The curtain or veil at the Olympian temple did not rise up but was dropped to the ground, according to Pausanias. So Josephus and the Book of Maccabees call the Jewish veil a drop curtain (katapetasma ). Again, as the spoils of conquered deities were consecrated to the victorious ones, Antiochus naturally hung up Jehovah's veil in the temple of Olympian Zeus; for this was the very god to whom he dedicated the temple at Jerusalem, after defiling and plundering it ( 2 Maccabees 6:2). Curiously illustrating the similarity above referred to, he notices that the Eleans alone of the Greeks cultivated the byssus or fine flax plant.

They bred no mules (compare  Leviticus 19:19). They had a river Jordan near Lepreos, a city implying the leprosy prevalent among its people. Ashes of victims were suffered to accumulate (bomoi ), and were held sacred ( Leviticus 1:16;  Leviticus 4:12;  1 Kings 13:3).
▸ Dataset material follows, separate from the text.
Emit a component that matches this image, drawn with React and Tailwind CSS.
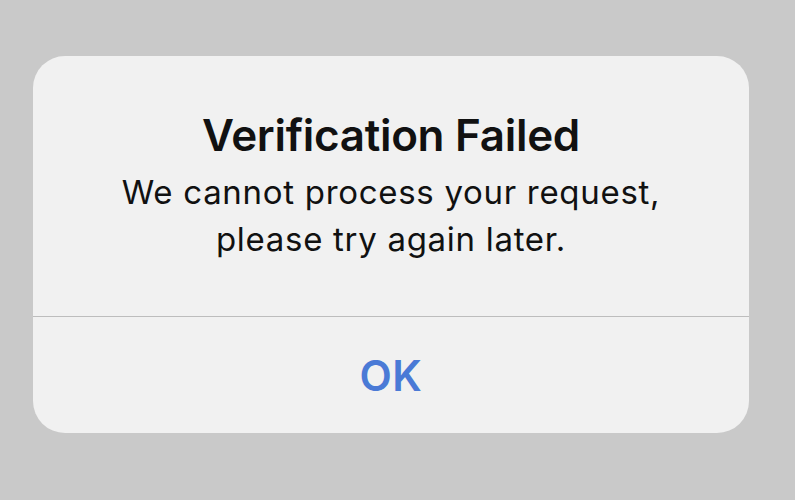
export default function App() {
  return (
    <div className="w-[795px] h-[500px] bg-[#c9c9c9] pt-[56px] pl-[33px]" style={{ fontFamily: "Inter, 'Noto Sans', sans-serif" }}>
      <div className="w-[716px] h-[377px] bg-[#f1f1f1] rounded-[32px] flex flex-col overflow-hidden">
        <div className="h-[260px] flex flex-col items-center pt-[53px]">
          <h1 className="text-[44px] leading-[52px] font-semibold text-[#111] tracking-[-0.3px]">
            Verification Failed
          </h1>
          <p className="mt-[8px] text-[33px] leading-[47px] text-[#111] text-center tracking-[0.7px]">
            We cannot process your request,
            <br />
            please try again later.
          </p>
        </div>
        <div className="h-px bg-[#bdbdbd]" />
        <button className="flex-1 flex items-center justify-center text-[42px] font-semibold text-[#4a7ad6] tracking-[0.5px]">
          OK
        </button>
      </div>
    </div>
  );
}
The women of Elis were forbidden to penetrate the sanctuary of Olympian Zeus; so the Hebrew women could not pass the court of women. They used to mourn round the empty tomb of Achilles (compare  Ezekiel 8:14). They used to weave a peplos for Hera (compare  Ezekiel 16:16;  2 Kings 23:7). Their Zeus Apomuios answers to Baalzebub, "god of flies" ( 2 Kings 1:3;  2 Kings 1:16). (Palestine Exploration Quarterly Statement, April 1878, p. 79).